Mateus acredita que o sistema de atendimento criado para a população em situação de rua faz com que o sujeito não consiga sair de sua condição. “Eles deram a porta de entrada, mas não nos deram uma porta de saída”, referindo-se à falta de políticas públicas que retiram o sem-teto da rua. Atualmente o que mais se tem são albergues que acolhem pessoas em situação de rua por um período determinado. Esses equipamentos de atendimento aos sem-teto estão municipalizados e administrados por ONGs. Segundo a prefeitura, a Secretaria Municipal de Assistência e Desenvolvimento Social de São Paulo mantém parceria com 825 organizações.

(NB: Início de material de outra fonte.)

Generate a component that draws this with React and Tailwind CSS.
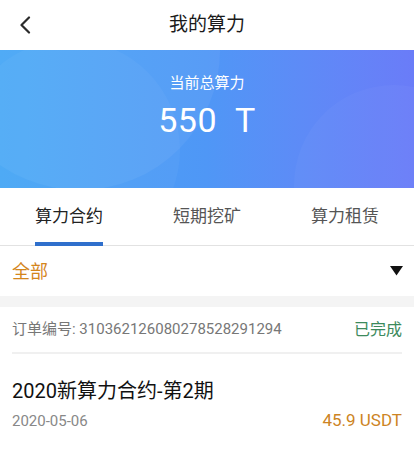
import React, { useState } from 'react';

function App() {
  const [activeTab, setActiveTab] = useState(0);
  const tabs = ['算力合约', '短期挖矿', '算力租赁'];

  return (
    <div className="w-[414px] h-[456px] bg-white overflow-hidden font-['Roboto','Noto_Sans_CJK_SC',sans-serif]">
      {/* Header */}
      <div className="relative h-[50px] flex items-center justify-center">
        <button className="absolute left-[16px] top-[15px] w-[18px] h-[20px] flex items-center justify-center">
          <svg width="14" height="18" viewBox="0 0 14 18" fill="none">
            <path d="M11 1.5 L3.5 9 L11 16.5" stroke="#2b2b2b" strokeWidth="2.2" strokeLinecap="round" strokeLinejoin="round" />
          </svg>
        </button>
        <h1 className="text-[19px] text-[#1a1a1a]">我的算力</h1>
      </div>

      {/* Banner */}
      <div className="relative h-[138px] overflow-hidden bg-gradient-to-r from-[#47a7f5] via-[#4f97f6] to-[#6a7cf8]">
        <div className="absolute -left-[60px] -top-[140px] w-[280px] h-[280px] rounded-full bg-white/5" />
        <div className="absolute left-[-40px] top-[-10px] w-[220px] h-[220px] rounded-full bg-white/[0.04]" />
        <div className="absolute right-[-80px] top-[35px] w-[200px] h-[200px] rounded-full bg-white/[0.03]" />
        <div className="relative flex flex-col items-center pt-[22px] text-white">
          <div className="text-[15px] leading-[22px]">当前总算力</div>
          <div className="text-[34px] leading-[40px] mt-[6px] tracking-[0.5px]">550&nbsp;&nbsp;T</div>
        </div>
      </div>

      {/* Tabs */}
      <div className="flex h-[58px] border-b border-[#e2e2e2]">
        {tabs.map((t, i) => (
          <button
            key={t}
            onClick={() => setActiveTab(i)}
            className="flex-1 relative flex items-center justify-center"
          >
            <span className={`text-[17px] ${activeTab === i ? 'text-[#222]' : 'text-[#555]'}`}>{t}</span>
            {activeTab === i && (
              <span className="absolute bottom-[-1px] left-1/2 -translate-x-1/2 w-[68px] h-[4px] bg-[#2f6fcc]" />
            )}
          </button>
        ))}
      </div>

      {/* Filter */}
      <div className="h-[50px] flex items-center justify-between pl-[12px] pr-[11px]">
        <span className="text-[18px] text-[#d4861c]">全部</span>
        <svg width="13" height="10" viewBox="0 0 13 10">
          <path d="M0 0 H13 L6.5 9.5 Z" fill="#111" />
        </svg>
      </div>

      <div className="h-[11px] bg-[#f4f4f4]" />

      {/* Order card */}
      <div className="px-[12px]">
        <div className="h-[47px] flex items-center justify-between border-b-2 border-[#f0f0f0]">
          <span className="text-[15px] text-[#777]">订单编号: 310362126080278528291294</span>
          <span className="text-[16px] text-[#3c8a5c]">已完成</span>
        </div>
        <div className="pt-[24px]">
          <div className="text-[20px] leading-[26px] text-[#111]">2020新算力合约-第2期</div>
          <div className="flex items-center justify-between mt-[4px]">
            <span className="text-[15px] text-[#888]">2020-05-06</span>
            <span className="text-[17px] text-[#cd8424]">45.9 USDT</span>
          </div>
        </div>
      </div>
    </div>
  );
}

export default App;
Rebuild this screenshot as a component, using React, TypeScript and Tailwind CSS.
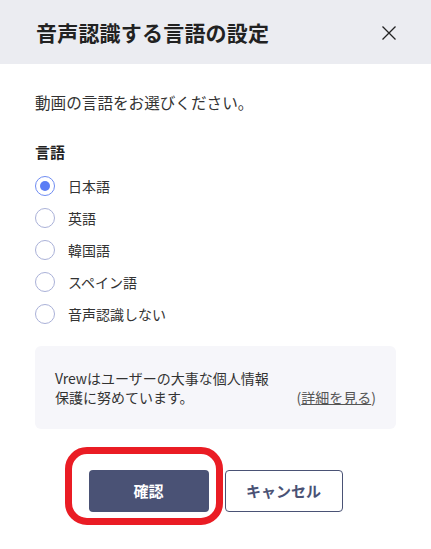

A política de atendimento à população em situação de rua começou a ser incorporada na administração municipal na gestão de Luiza Erundina na capital, quando começaram a ser instalados albergues para o pernoite dessa população. Contudo, os esforços ainda são insuficientes diante da “invisibilidade” desse problema social.

Anderson Lopes, que foi para Brasília como delegado para a Conferência Nacional de Segurança Pública, levou um documento com proposições do movimento para a segurança da população de rua. Entre as propostas para a segurança está a desmilitarização da polícia militar, a unificação das polícias e a instituição de guardas comunitários. “Não queremos população de rua como caso de polícia. Isso é caso de educação, saúde, habitação”, critica. “Quem faz a política de habitação hoje é a polícia”.

Além do preconceito da sociedade e da própria vulnerabilidade socioeconômica, muitos moradores acreditam que massacres como o ocorrido há cinco anos são produto de uma política de limpeza social do centro de São Paulo. “Gente de alto poder na cidade está envolvida no massacre”, acredita Anderson. “Os guardas vêm, nos acordam, dizem que temos que levantar e que o prefeito de São Paulo não quer que nós passemos tanto tempo deitados na rua. Isso às quatro e meia da manhã”, relata Mateus. Para ele, “a morte social vem antes da morte física. O poder público condena as pessoas a serem mortos-vivos”.